La battaglia è tesa, perché in ballo ci sono miliardi di dollari ed equilibri di lungo periodo che possono valere moltissimo in un senso o nell’altro: è questo il motivo che sta generando gravi frizioni tra Apple e tutti gli altri gruppi interessati ad addentare il mercato dell’App Store. Dapprima Spotify e Fortnite, quindi Microsoft, in seguito Telegram, ma l’elenco è destinato ad allungarsi non di poco.
Ora tocca a Facebook: sono solo scaramucce, ma il clima traspare in tutta la sua pesantezza.

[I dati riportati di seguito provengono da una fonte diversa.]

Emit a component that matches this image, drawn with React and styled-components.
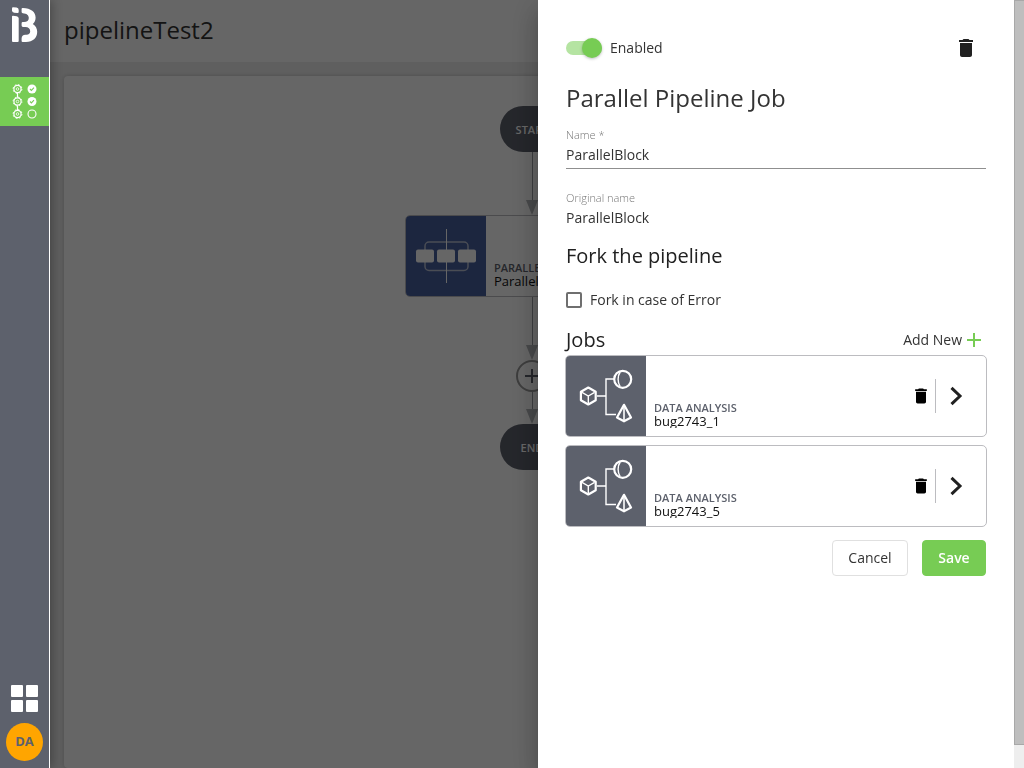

Ricordiamolo: in ballo ci sono 519 miliardi di dollari: a tanto giunge la stima sul valore complessivo del mercato smosso dal marketplace di Cupertino. Non è certo un caso se tanta tensione si stia accumulando attorno alle sue policy, con Apple che gioca le proprie carte passando per iOS 14 e nuove regole nella gestione dell’advertising sulle app.
Facebook vs App Store
Quel che Facebook ha voluto mettere in evidenza, quindi, è che il 30% dei servizi venduti attraverso le app distribuite sul marketplace vada ad Apple invece che al destinatario finale (come l’utente potrebbe immaginare). Questa piccola aggiunta informativa sulla propria app, però, è stata respinta da Apple: giudicata come “ininfluente”, la modifica è stata stralciata poiché non sarebbe confacente ai regolamenti dello store. Facebook, probabilmente, non aspettava altro: immediatamente è scattata la comunicazione ai media in cui si sottolinea come Apple non faccia gli interessi delle aziende impegnate sullo store, trattenendo per sé il 30% del mercato ivi veicolato e sottraendo così importanti risorse dai ricavi dei partner.
Facebook spiega di aver voluto portare sull’app un’informazione importante in tutta trasparenza; Apple ha colto l’ironia, ma non ci ha trovato nulla da ridere. Buffetti reciproci, insomma, con Facebook che tenta di porre in risalto la questione dell’App Store Tax e Apple che tenta di derubricare il tutto senza lasciar spazio a fraintendimenti.
Con ogni probabilità sulla questione dovrà presto o tardi pronunciarsi l’antitrust: non c’è altra sede per una concertazione possibile, perché in ballo c’è la definizione del confine entro cui Apple può demandare a sé il 30% degli introiti costruiti grazie al proprio marketplace. Il che è tutto fuorché scontato.